FIG. 1 illustrates package 10 in test mode where each of the interconnects 
14, 16, 18 and 20 couple a bond pad on semiconductor chip 12 to a 
plurality of test pads around the periphery of polyimide film 22. After 
the semiconductor chip 12 is tested, the polyimide film 22 and the 
interconnects 14, 16, 18 and 20 will be cut immediately outside of 
openings 46, 48, 50 and 52, separating inner ring 26 from outer body 36 as 
shown in FIG. 1. The semiconductor chip 12 and the remaining interconnects 
14, 16, 18 and 20 will then be coupled to circuitry on a circuit board 
using the portion of interconnects passing over openings 46, 48, 50 and 
52. 
The thermal coefficient of expansion of the silicon material which may be 
used to form semiconductor chip 12 is on the order of two to three parts 
per million per degree centigrade. In contrast, the thermal coefficient of 
expansion of the polyimide film 22 is on the order of 18 parts per million 
per degree centigrade. As such, during radical changes in temperature 
sometimes encountered in the operating environment of semiconductor chip 
12, polyimide film 22 and semiconductor chip 12 can expand and contract at 
significantly different rates. This expansion differential places stress 
on contact leads 14, 16, 18 and 20. In some instances, semiconductor chip 
12 is tested to operate over a temperature range from -65.degree. C. to 
100.degree. C. During these temperature changes, the contact leads 14, 16, 
18 and 20 can delaminate from polyimide film 22 and in the most severe 
cases, certain leads, especially near the corners of semiconductor chip 
12, can break. 
According to the teachings of the present invention, the expansion of the 
polyimide film 22 and especially the expansion of the inner ring 26 is 
prevented from effecting the contact leads by including radial slots 54, 
56, 58 and 60 in the inner ring proximate the corners of the semiconductor 
chip 12 and the corner connecting members 38, 40, 42 and 44. As shown in 
FIG. 1, radial slot 54 extends partly through inner ring 26 between side 
piece 28 and side piece 30 of inner ring 26. Similarly, radial slot 56 
extends partly through inner ring 26 between side piece 30 and side piece 
32. Radial slot 58 extends partly through inner ring 26 between side piece 
32 and side piece 34 and, finally, radial slot 60 extends partly through 
inner ring 26 between side piece 34 and side piece 28. Radial slots 54, 
56, 58 and 60 operate to isolate the expansion and contraction of the four 
sides 28, 30, 32 and 34 of the inner ring 26 and, as such, prevent stress 
on the contact leads 14, 16, 18 and 20. 
Referring to FIG. 2, a tape automated bonding package 62 for semiconductor 
chip 12 is shown. Package 62 contains identical elements to package 10 
described with reference to FIG. 1. Particularly, package 62 comprises 
corner members 38, 40, 42 and 44 which serve to connect inner ring 26 to 
outer body 36 of polyimide film 22. As shown in FIG. 2, corner member 38 
comprises cross-slot 64 and cross-slot 66 which extend from opposite sides 
of corner member 38 partly into corner member 38. Similarly, corner member 
40 comprises identical cross-slots 68 and 70. Corner member 42 comprises 
cross-slots 72 and 74. Finally, corner member 42 comprises cross-slots 76 
and 78. Cross-slots 64 through 78 serve to isolate the expansion and 
contraction of the inner ring 26 from the expansion and contraction of the 
outer body 36 of polyimide film 22. 
FIG. 3 is an enlarged view of one corner of a package 80 constructed 
according to the teachings of the present invention. FIG. 3 illustrates 
one corner of semiconductor chip 12 which is once again surrounded by 
inner ring 26. Package 80 utilizes both cross-slots 64 and 66 in corner 
member 38 and radial slot 54 between side 28 and side 30 of inner ring 26. 

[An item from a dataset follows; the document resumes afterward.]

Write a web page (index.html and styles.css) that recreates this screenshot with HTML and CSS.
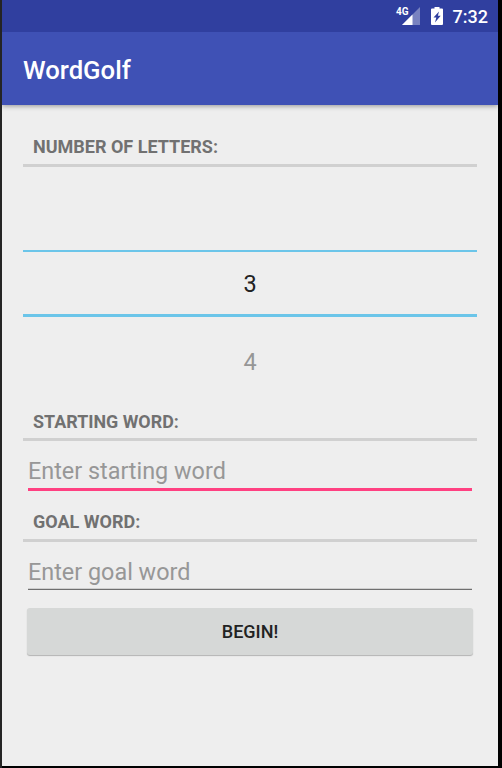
FILE: index.html
```html
<!DOCTYPE html>
<html lang="en">
<head>
<meta charset="utf-8">
<title>WordGolf</title>
<link rel="stylesheet" href="styles.css">
</head>
<body>
<div class="screen">
  <div class="status-bar">
    <span class="network">4G</span>
    <svg class="signal" width="18" height="18" viewBox="0 0 18 18"><path d="M18 0V18H0Z" fill="#fff" fill-opacity=".35"/><path d="M10.5 7.5V18H0Z" fill="#fff"/></svg>
    <svg class="battery" width="12" height="18" viewBox="0 0 12 18"><path fill="#fff" fill-rule="evenodd" d="M3.500 0h5v1.500H11q1 0 1 1V17q0 1-1 1H1q-1 0-1-1V2.500q0-1 1-1h2.500ZM8 4.500 2.500 10.500H5.300L4 15.500 9.700 8.800H6.900Z"/></svg>
    <span class="clock">7:32</span>
  </div>
  <header class="app-bar"><h1>WordGolf</h1></header>
  <main class="content">
    <h2 class="section first"><span>Number of letters:</span></h2>
    <div class="picker">
      <div class="slot"></div>
      <div class="slot selected">3</div>
      <div class="slot next">4</div>
    </div>
    <h2 class="section"><span>Starting word:</span></h2>
    <input class="field focused" type="text" placeholder="Enter starting word" aria-label="Starting word">
    <h2 class="section goal"><span>Goal word:</span></h2>
    <input class="field" type="text" placeholder="Enter goal word" aria-label="Goal word">
    <button class="begin" type="button">Begin!</button>
  </main>
</div>
</body>
</html>
```
FILE: styles.css
```css
* { box-sizing: border-box; }
html { height: 100%; background: #000; }
body {
  margin: 0;
  width: 502px;
  height: 768px;
  padding: 0 4px 2px 2px;
  background: linear-gradient(90deg, #242424 2px, #000 2px);
  font-family: Roboto, "Liberation Sans", sans-serif;
  overflow: hidden;
}
.screen {
  height: 766px;
  background: #eee;
  display: flex;
  flex-direction: column;
  overflow: hidden;
}
.status-bar {
  height: 32px;
  background: #303f9f;
  color: #fff;
  display: flex;
  justify-content: flex-end;
  align-items: flex-start;
  padding: 7px 10px 0 0;
  position: relative;
  z-index: 1;
}
.network { font-size: 10px; line-height: 10px; font-weight: 700; margin-right: -7px; }
.signal { margin-right: 11px; }
.battery { margin-right: 10px; }
.clock { font-size: 18px; line-height: 20px; font-weight: 500; }
.app-bar {
  height: 73px;
  background: #3f51b5;
  padding-left: 21px;
  display: flex;
  align-items: center;
  box-shadow: 0 1px 5px rgba(0, 0, 0, .38);
}
.app-bar h1 {
  margin: 2px 0 0;
  color: #fff;
  font-size: 25.700px;
  line-height: 30px;
  font-weight: 500;
}
.content {
  padding: 0 21px;
  display: flex;
  flex-direction: column;
}
.section {
  margin: 0;
  height: 38px;
  padding: 9px 0 0 10px;
  border-bottom: 3px solid #d0d0d0;
  color: #717171;
  font-size: 17.900px;
  line-height: 20px;
  font-weight: 700;
  text-transform: uppercase;
}
.section.first { margin-top: 24px; padding-top: 8px; font-size: 18px; }
.section.goal { height: 40px; padding-top: 10px; margin-top: 11px; font-size: 18px; }
.picker { height: 236px; font-size: 23.500px; color: #222; }
.slot { height: 83px; display: flex; align-items: center; justify-content: center; }
.slot.selected {
  height: 67px;
  border-top: 2px solid #6bc5e9;
  border-bottom: 3px solid #6bc5e9;
  padding-top: 2px;
}
.slot.next { color: #969696; height: 89px; }
.field {
  width: 444px;
  height: 48px;
  margin: 0 5px;
  padding: 12px 0 0;
  border: 0;
  border-bottom: 1px solid #6f6f6f;
  box-shadow: inset 0 -1px #cfcfcf;
  background: transparent;
  outline: 0;
  font: 400 23.380px/30px Roboto, "Liberation Sans", sans-serif;
  color: #222;
}
.field::placeholder { color: #979797; opacity: 1; }
.field.focused {
  height: 50px;
  padding-top: 12px;
  border-bottom: 3px solid #ff4081;
  box-shadow: none;
}
.begin {
  height: 47px;
  margin: 18px 4px 0 4px;
  border: 0;
  border-radius: 3px;
  background: #d6d8d7;
  box-shadow: 0 1px 1px rgba(0, 0, 0, .25);
  color: #222;
  font: 500 18px/20px Roboto, "Liberation Sans", sans-serif;
  text-transform: uppercase;
}
```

The combination of both techniques described respectively in FIG. 1 and 
FIG. 2 serve to completely isolate the expansion and contraction of the 
inner ring and the outer area 36 of polyimide film 22. FIG. 3 only 
illustrates one corner of the package 80 for reasons of clarity. It should 
be understood that similar structures may be formed on each corner of 
semiconductor chip 12. 
An important technical advantage of the present invention inheres in the 
fact that it allows for the differences in the rate of expansions between 
the semiconductor material used to form semiconductor chip 12 and the 
material used for form the portions of the polyimide film 22 used to 
support the semiconductor chip 12. The radial slots and cross-slots formed 
proximate the corners of the semiconductor chip 12 allow for the various 
portions of the polyimide film 22 and semiconductor chip 12 to remain 
isolated and to expand and contract independently. This independence 
prevents stress from being translated to the fragile contact leads and 
prevents delamination or breakage of the leads. 
Although the present invention has been described in detail, it should be 
understood that various changes, alterations and substitutions may be made 
to the teachings herein without departing from the spirit and scope of the 
present invention which is solely defined by the appended claims.